--- RAW RECORDS ---

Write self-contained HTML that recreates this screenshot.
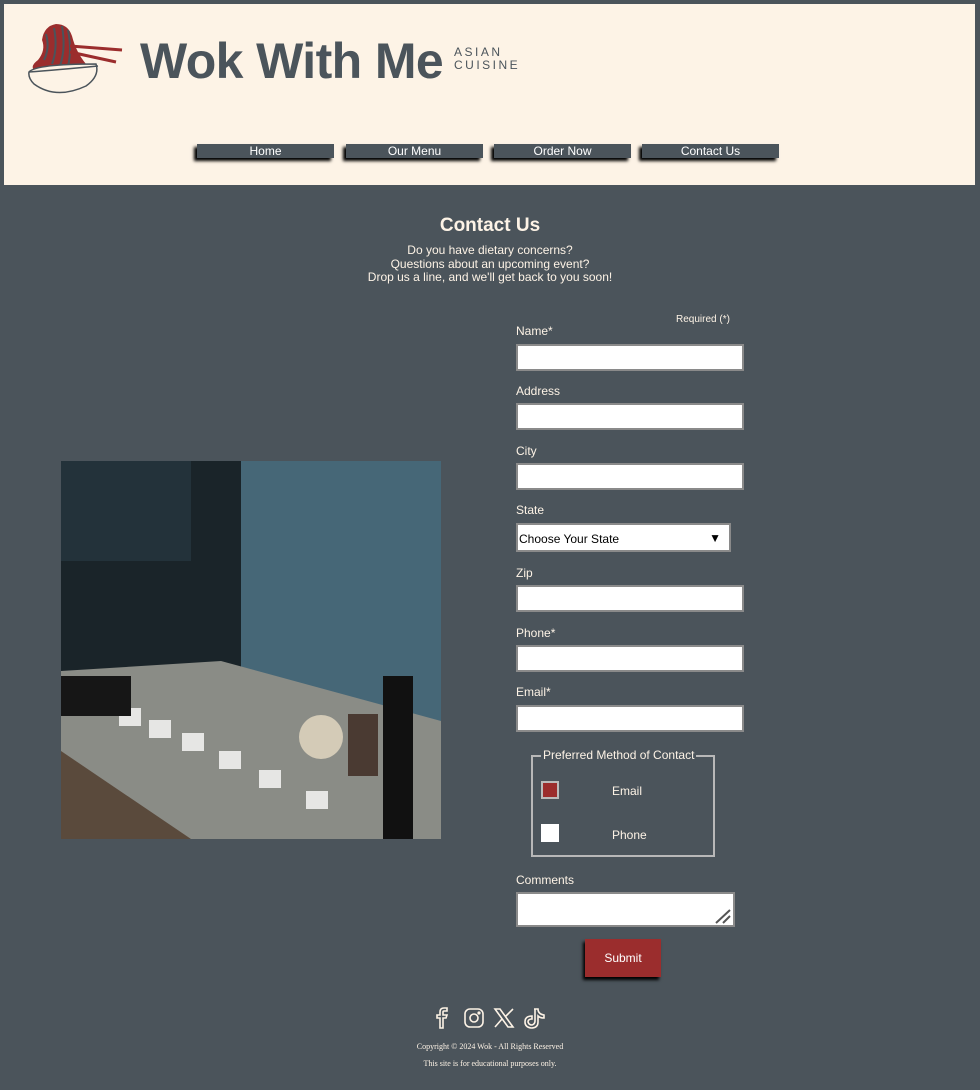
<!DOCTYPE html>
<html><head><meta charset="utf-8">
<style>
*{margin:0;padding:0;box-sizing:border-box}
body{width:980px;height:1090px;background:#4b545b;font-family:"Liberation Sans",sans-serif;color:#fdf3e6;position:relative;overflow:hidden}
.hdr{position:absolute;left:4px;top:4px;width:971px;height:181px;background:#fdf3e6}
.title{position:absolute;left:140px;top:32px;font-size:50px;font-weight:bold;color:#4b545b;letter-spacing:-0.6px}
.sub{position:absolute;left:454px;top:46px;font-size:12px;color:#4b545b;letter-spacing:2.5px;line-height:13px}
.nav{position:absolute;top:144px;height:14px;width:137px;background:#4b545b;color:#fff;font-size:12px;text-align:center;line-height:14px;box-shadow:-3px 3px 3px #000}
.a{position:absolute;font-size:12px;color:#fdf3e6}
.lbl{position:absolute;left:516px;font-size:12px}
.inp{position:absolute;left:516px;width:228px;height:27px;background:#fff;border:2px solid #8a8a8a}
</style></head><body>
<div class="hdr"></div>
<svg style="position:absolute;left:26px;top:20px" width="100" height="76" viewBox="0 0 100 76">
<path d="M8 50 Q4 46 12 40 Q20 30 16 20 Q18 6 30 4 Q42 4 46 16 Q50 32 60 44 Q40 52 8 50Z" fill="#9b2d2d"/>
<path d="M18 40 Q24 28 20 14 M26 44 Q32 28 28 8 M34 46 Q40 28 36 6 M42 46 Q46 30 42 10" stroke="#4b545b" stroke-width="2" fill="none"/>
<path d="M44 26 L96 30 M44 32 L90 42" stroke="#9b2d2d" stroke-width="3"/>
<path d="M3 52 Q10 44 70 44 Q74 56 60 66 Q30 80 8 64 Q2 58 3 52Z" fill="#fdf3e6" stroke="#4b545b" stroke-width="1.5"/>
<path d="M3 52 Q30 50 72 46" stroke="#4b545b" stroke-width="1.5" fill="none"/>
</svg>
<div class="title">Wok With Me</div>
<div class="sub">ASIAN<br>CUISINE</div>
<div class="nav" style="left:197px">Home</div>
<div class="nav" style="left:346px">Our Menu</div>
<div class="nav" style="left:494px">Order Now</div>
<div class="nav" style="left:642px">Contact Us</div>

<div class="a" style="left:0;width:980px;text-align:center;top:215px;font-size:19px;font-weight:bold">Contact Us</div>
<div class="a" style="left:0;width:980px;text-align:center;top:244px;line-height:13.5px">Do you have dietary concerns?<br>Questions about an upcoming event?<br>Drop us a line, and we'll get back to you soon!</div>

<svg style="position:absolute;left:61px;top:461px" width="380" height="378" viewBox="0 0 380 378">
<rect width="380" height="378" fill="#1a2429"/>
<rect x="180" y="0" width="200" height="260" fill="#466777"/>
<rect x="0" y="0" width="130" height="100" fill="#23323a"/>
<path d="M0 210 L160 200 L380 260 L380 378 L0 378Z" fill="#8a8c86"/>
<path d="M0 290 L130 378 L0 378Z" fill="#5a4a3c"/>
<g fill="#e6e6e4"><rect x="58" y="247" width="22" height="18"/><rect x="88" y="259" width="22" height="18"/><rect x="121" y="272" width="22" height="18"/><rect x="158" y="290" width="22" height="18"/><rect x="198" y="309" width="22" height="18"/><rect x="245" y="330" width="22" height="18"/></g>
<ellipse cx="260" cy="276" rx="22" ry="22" fill="#d4cbb7"/>
<rect x="287" y="253" width="30" height="62" fill="#4a3a32"/>
<rect x="322" y="215" width="30" height="163" fill="#111"/>
<rect x="0" y="215" width="70" height="40" fill="#161616"/>
</svg>

<div class="a" style="left:676px;top:314px;font-size:10px">Required (*)</div>
<div class="lbl" style="top:324px">Name*</div><div class="inp" style="top:344px"></div>
<div class="lbl" style="top:384px">Address</div><div class="inp" style="top:403px"></div>
<div class="lbl" style="top:444px">City</div><div class="inp" style="top:463px"></div>
<div class="lbl" style="top:503px">State</div>
<div class="inp" style="top:523px;width:215px;height:29px;color:#000;font-size:12px;padding:7px 0 0 1px">Choose Your State<span style="position:absolute;right:8px;top:6px;font-size:12px">▼</span></div>
<div class="lbl" style="top:566px">Zip</div><div class="inp" style="top:585px"></div>
<div class="lbl" style="top:626px">Phone*</div><div class="inp" style="top:645px"></div>
<div class="lbl" style="top:685px">Email*</div><div class="inp" style="top:705px"></div>

<div style="position:absolute;left:531px;top:755px;width:184px;height:102px;border:2px solid #b8b8b8"></div>
<div class="a" style="left:541px;top:748px;background:#4b545b;padding:0 2px">Preferred Method of Contact</div>
<div style="position:absolute;left:541px;top:781px;width:18px;height:18px;background:#9b2d2d;border:2px solid #bbb"></div>
<div class="a" style="left:612px;top:784px">Email</div>
<div style="position:absolute;left:541px;top:824px;width:18px;height:18px;background:#fff"></div>
<div class="a" style="left:612px;top:828px">Phone</div>

<div class="lbl" style="top:873px">Comments</div>
<div class="inp" style="top:892px;width:219px;height:35px"><svg style="position:absolute;right:1px;bottom:1px" width="18" height="16"><path d="M2 15 L16 2 M9 15 L16 8" stroke="#555" stroke-width="2"/></svg></div>
<div style="position:absolute;left:585px;top:939px;width:76px;height:38px;background:#9b2d2d;color:#fff;font-size:12px;text-align:center;line-height:38px;box-shadow:-2px 3px 3px #000">Submit</div>

<svg style="position:absolute;left:434px;top:1006px" width="114" height="24" viewBox="0 0 114 24" fill="none" stroke="#fdf3e6" stroke-width="1.6">
<path d="M6 22V12H3V9H6V6Q6 2 10 2H13V5H10Q9 5 9 6V9H13L12 12H9V22Z"/>
<rect x="31" y="3" width="18" height="18" rx="5"/><circle cx="40" cy="12" r="4"/><circle cx="45" cy="7" r="0.8" fill="#fdf3e6"/>
<path d="M61 3H66L79 21H74Z M61 21L68 13 M72 10L79 3"/>
<path d="M100 3H104Q104 8 110 9V12Q106 12 104 10V16Q104 22 97 22Q91 21 91 16Q91 10 98 10V13Q94 13 94 16Q95 19 98 19Q101 18 101 15V3Z"/>
</svg>
<div class="a" style="left:0;width:980px;text-align:center;top:1042px;font-size:8px;font-family:'Liberation Serif',serif">Copyright © 2024 Wok - All Rights Reserved</div>
<div class="a" style="left:0;width:980px;text-align:center;top:1059px;font-size:8px;font-family:'Liberation Serif',serif">This site is for educational purposes only.</div>
</body></html>
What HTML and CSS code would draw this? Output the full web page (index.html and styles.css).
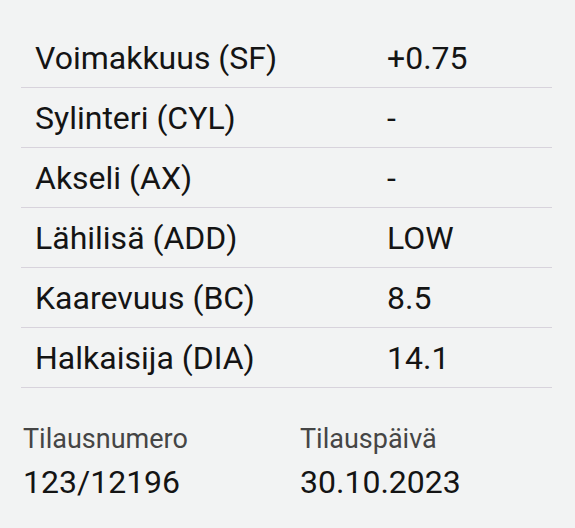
FILE: index.html
```html
<!DOCTYPE html>
<html lang="fi">
<head>
<meta charset="utf-8">
<link rel="stylesheet" href="styles.css">
</head>
<body>
<div class="page">
  <div class="specs">
    <div class="row"><div class="label">Voimakkuus (SF)</div><div class="value">+0.75</div></div>
    <div class="row"><div class="label">Sylinteri (CYL)</div><div class="value">-</div></div>
    <div class="row"><div class="label">Akseli (AX)</div><div class="value">-</div></div>
    <div class="row"><div class="label">Lähilisä (ADD)</div><div class="value">LOW</div></div>
    <div class="row"><div class="label">Kaarevuus (BC)</div><div class="value">8.5</div></div>
    <div class="row"><div class="label">Halkaisija (DIA)</div><div class="value">14.1</div></div>
  </div>
  <div class="order">
    <div class="field">
      <div class="field-label">Tilausnumero</div>
      <div class="field-value">123/12196</div>
    </div>
    <div class="field">
      <div class="field-label">Tilauspäivä</div>
      <div class="field-value">30.10.2023</div>
    </div>
  </div>
</div>
</body>
</html>
```
FILE: styles.css
```css
html, body {
  margin: 0;
  padding: 0;
  background: #f2f3f3;
}
body {
  font-family: Roboto, "Noto Sans", sans-serif;
  color: #141414;
  width: 575px;
  height: 528px;
  overflow: hidden;
}
.page {
  padding: 28px 23px 0 21px;
}
.specs {
  display: flex;
  flex-direction: column;
}
.row {
  display: grid;
  grid-template-columns: 366px 1fr;
  height: 59px;
  align-items: center;
  border-bottom: 1px solid #d8d3dc;
  font-size: 32px;
  line-height: 38px;
}
.label {
  padding-left: 14px;
}
.order {
  display: grid;
  grid-template-columns: 277px 1fr;
  padding: 35px 0 0 2px;
}
.field-label {
  font-size: 27px;
  color: #454545;
  line-height: 32px;
}
.field-value {
  font-size: 32px;
  margin-top: 8px;
  line-height: 38px;
}
```
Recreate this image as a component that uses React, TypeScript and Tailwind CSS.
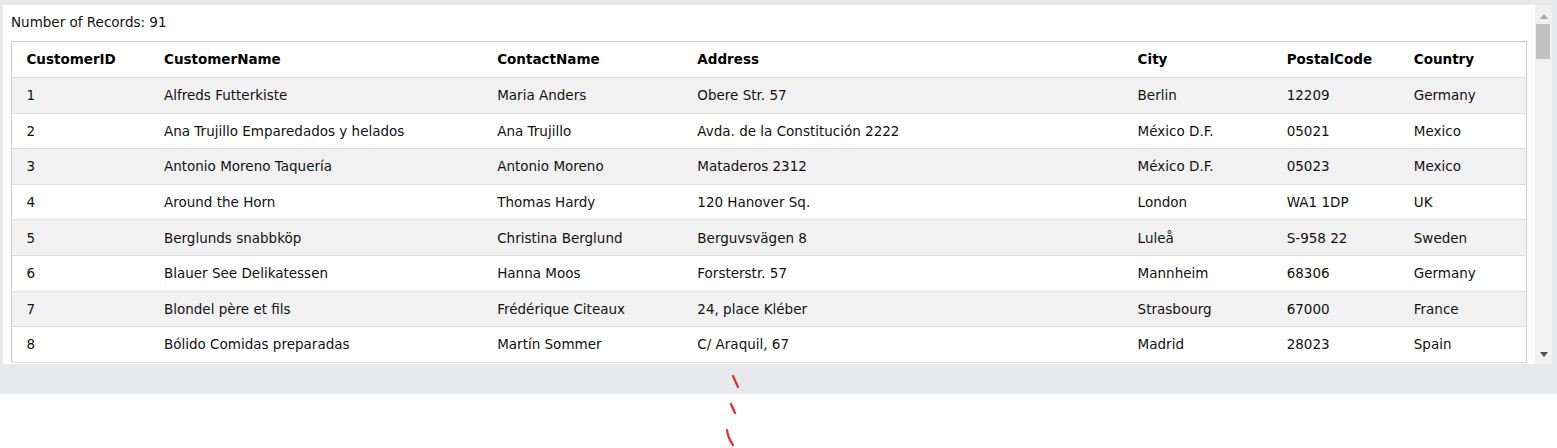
const columns = [
  "CustomerID",
  "CustomerName",
  "ContactName",
  "Address",
  "City",
  "PostalCode",
  "Country",
];

const rows = [
  ["1", "Alfreds Futterkiste", "Maria Anders", "Obere Str. 57", "Berlin", "12209", "Germany"],
  ["2", "Ana Trujillo Emparedados y helados", "Ana Trujillo", "Avda. de la Constitución 2222", "México D.F.", "05021", "Mexico"],
  ["3", "Antonio Moreno Taquería", "Antonio Moreno", "Mataderos 2312", "México D.F.", "05023", "Mexico"],
  ["4", "Around the Horn", "Thomas Hardy", "120 Hanover Sq.", "London", "WA1 1DP", "UK"],
  ["5", "Berglunds snabbköp", "Christina Berglund", "Berguvsvägen 8", "Luleå", "S-958 22", "Sweden"],
  ["6", "Blauer See Delikatessen", "Hanna Moos", "Forsterstr. 57", "Mannheim", "68306", "Germany"],
  ["7", "Blondel père et fils", "Frédérique Citeaux", "24, place Kléber", "Strasbourg", "67000", "France"],
  ["8", "Bólido Comidas preparadas", "Martín Sommer", "C/ Araquil, 67", "Madrid", "28023", "Spain"],
];

const colWidths = ["w-[138px]", "w-[333px]", "w-[200px]", "w-[440px]", "w-[149px]", "w-[127px]", "w-[127px]"];

function Scrollbar() {
  return (
    <div className="w-[17px] bg-[#f1f1f1] flex flex-col items-center">
      <svg width="8" height="5" viewBox="0 0 8 5" className="mt-[9px] mb-[5px]">
        <path d="M0 5 L4 0 L8 5 Z" fill="#a3a3a3" />
      </svg>
      <div className="w-[14px] h-[35px] bg-[#c1c1c1] mr-[1px]" />
      <div className="flex-1" />
      <svg width="8" height="5" viewBox="0 0 8 5" className="mb-[7px]">
        <path d="M0 0 L8 0 L4 5 Z" fill="#505050" />
      </svg>
    </div>
  );
}

export default function App() {
  return (
    <div className="w-[1557px] h-[448px] bg-white font-['DejaVu_Sans',Verdana,sans-serif] text-[13.5px] leading-[20.25px] text-[#111]">
      <div className="bg-[#e7e9eb] pt-[5px] pl-[3px] pr-[5px]">
        <div className="flex h-[359px]">
          <div className="flex-1 bg-white overflow-hidden px-[8px] pt-[7px]">
            <div className="mb-[9px]">Number of Records: 91</div>
            <table className="table-fixed border-collapse border border-[#cccccc] w-[1516px]">
              <colgroup>
                {colWidths.map((w, i) => (
                  <col key={i} className={w} />
                ))}
              </colgroup>
              <thead>
                <tr className="border-b border-[#dddddd]">
                  {columns.map((c) => (
                    <th
                      key={c}
                      className="text-left font-bold text-black pl-[14.4px] pr-[7.2px] py-[7.2px]"
                    >
                      {c}
                    </th>
                  ))}
                </tr>
              </thead>
              <tbody>
                {rows.map((r, i) => (
                  <tr
                    key={r[0]}
                    className={`border-b border-[#dddddd] ${i % 2 === 0 ? "bg-[#f1f1f1]" : "bg-white"}`}
                  >
                    {r.map((cell, j) => (
                      <td
                        key={j}
                        className="pl-[14.4px] pr-[7.2px] py-[7.2px] whitespace-nowrap"
                      >
                        {cell}
                      </td>
                    ))}
                  </tr>
                ))}
              </tbody>
            </table>
          </div>
          <Scrollbar />
        </div>
        <div className="h-[30px]" />
      </div>
      <div className="relative h-[54px]">
        <svg
          width="40"
          height="90"
          viewBox="0 0 40 90"
          className="absolute left-[710px] top-[-30px]"
        >
          <path d="M23 12 L28 23" stroke="#e52b2b" strokeWidth="2.2" strokeLinecap="round" fill="none" />
          <path d="M21 40 L25 49" stroke="#e52b2b" strokeWidth="2.2" strokeLinecap="round" fill="none" />
          <path d="M17 66 Q18 74 23 81" stroke="#e52b2b" strokeWidth="2.2" strokeLinecap="round" fill="none" />
        </svg>
      </div>
    </div>
  );
}
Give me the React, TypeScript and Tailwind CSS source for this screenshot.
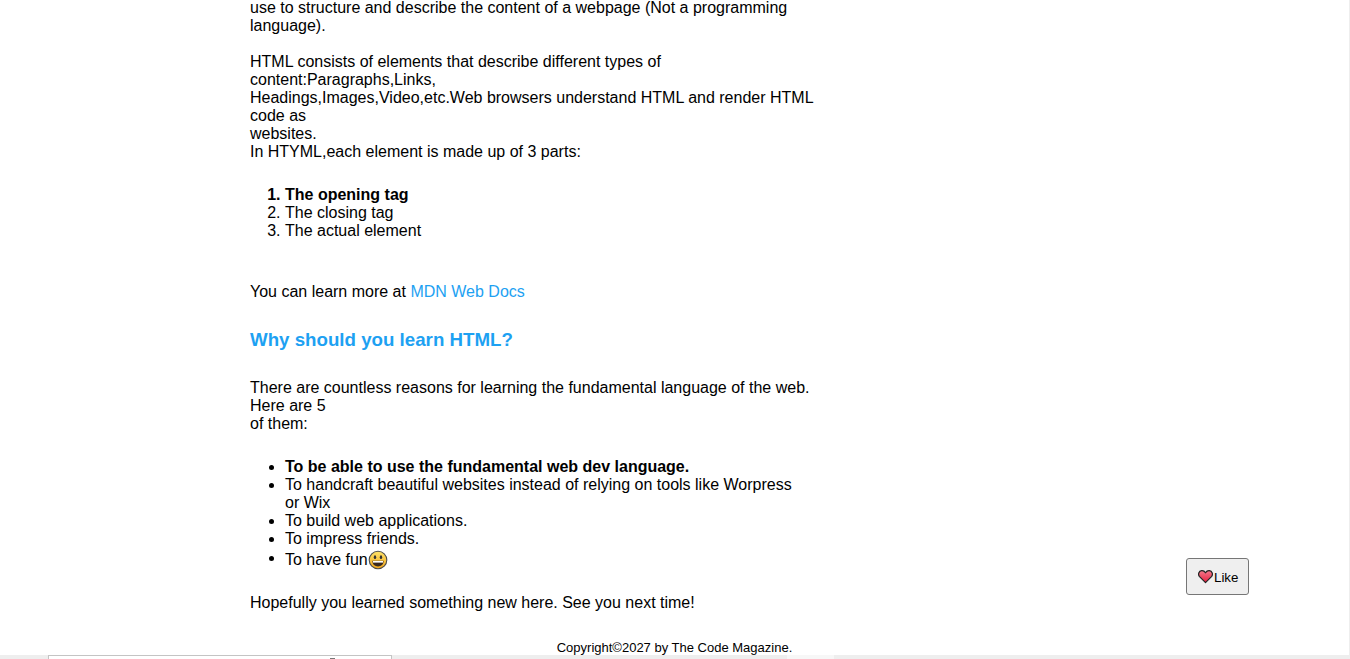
export default function App() {
  return (
    <div className="relative h-[659px] w-[1350px] overflow-hidden bg-white text-black font-['Liberation_Sans',Arial,sans-serif] flex flex-col">
      <div className="h-[655px] flex flex-col overflow-hidden border-r border-[#eeeeee]">
        <main className="ml-[250px] w-[584px] -mt-[1px] text-base leading-[18px]">
          <p>
            use to structure and describe the content of a webpage (Not a programming
            <br />
            language).
            <br />
            <br />
            HTML consists of elements that describe different types of
            <br />
            content:Paragraphs,Links,
            <br />
            Headings,Images,Video,etc.Web browsers understand HTML and render HTML code as
            <br />
            websites.
            <br />
            In HTYML,each element is made up of 3 parts:
          </p>
          <ol className="list-decimal pl-[35px] mt-[25px]">
            <li className="font-bold">The opening tag</li>
            <li>The closing tag</li>
            <li>The actual element</li>
          </ol>
          <p className="mt-[43px]">
            You can learn more at <a className="text-[#1da1f2]">MDN Web Docs</a>
          </p>
          <h3 className="mt-[28px] text-[18.72px] leading-[21px] font-bold text-[#1da1f2]">Why should you learn HTML?</h3>
          <p className="mt-[29px]">
            There are countless reasons for learning the fundamental language of the web. Here are 5
            <br />
            of them:
          </p>
          <ul className="list-disc pl-[35px] pr-[30px] mt-[25px]">
            <li className="font-bold">To be able to use the fundamental web dev language.</li>
            <li>To handcraft beautiful websites instead of relying on tools like Worpress or Wix</li>
            <li>To build web applications.</li>
            <li>To impress friends.</li>
            <li className="pt-[1px]">
              <span className="inline-flex items-center h-[21px] align-top">
                To have fun
                <svg width="20" height="20" viewBox="0 0 20 20" className="mt-[1px]">
                  <defs>
                    <linearGradient id="f" x1="0" y1="0" x2="0" y2="1">
                      <stop offset="0" stopColor="#fde26a" />
                      <stop offset="1" stopColor="#f4a91d" />
                    </linearGradient>
                  </defs>
                  <circle cx="10" cy="10" r="8.8" fill="url(#f)" stroke="#4d4d4d" strokeWidth="1.1" />
                  <ellipse cx="7" cy="7.2" rx="1.2" ry="1.9" fill="#333" />
                  <ellipse cx="13" cy="7.2" rx="1.2" ry="1.9" fill="#333" />
                  <path d="M4.4 10.8h11.2c0 3.6-2.4 5.7-5.6 5.7s-5.6-2.1-5.6-5.7z" fill="#3a2a20" />
                  <path d="M5 11h10v1.6H5z" fill="#fff" />
                </svg>
              </span>
            </li>
          </ul>
          <p className="mt-[24px]">Hopefully you learned something new here. See you next time!</p>
        </main>
        <footer className="mt-[28px] text-center text-[13px] leading-[15px]">Copyright©2027 by The Code Magazine.</footer>
      </div>
      <div className="h-[4px] flex bg-[#eeeeee]">
        <div className="w-[48px]" />
        <div className="relative w-[344px] bg-white border-t border-x border-[#c4c4c4]">
          <div className="absolute left-[281px] top-[2px] w-[5px] h-[1px] bg-[#777777]" />
        </div>
        <div className="w-[395px]" />
        <div className="w-[47px] bg-[#f7f7f7]" />
      </div>
      <button className="absolute left-[1186px] top-[558px] w-[63px] h-[37px] rounded-[3px] border border-[#767676] bg-[#efefef] flex items-center justify-start pl-[11px] text-[13.33px] leading-none">
        <svg width="15" height="15" viewBox="0 0 16 15" className="shrink-0">
          <defs>
            <linearGradient id="h" x1="0" y1="0" x2="0" y2="1">
              <stop offset="0" stopColor="#f27a8c" />
              <stop offset="1" stopColor="#e8203f" />
            </linearGradient>
          </defs>
          <path d="M8 14 1.6 7.6C-.2 5.6.6 1.4 4 1.2c1.8-.1 3.2.9 4 2.3.8-1.4 2.2-2.4 4-2.3 3.4.2 4.2 4.4 2.4 6.4z" fill="url(#h)" stroke="#222" strokeWidth="1.3" strokeLinejoin="round" />
        </svg>
        <span className="pt-[2px] pl-[1px]">Like</span>
      </button>
    </div>
  );
}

---

▶ **WRITTEN TASK**
Determine the number of lines where the string "index" occurs, and give that number only.

▶ **SOLUTION FOR THIS PROBLEM**
2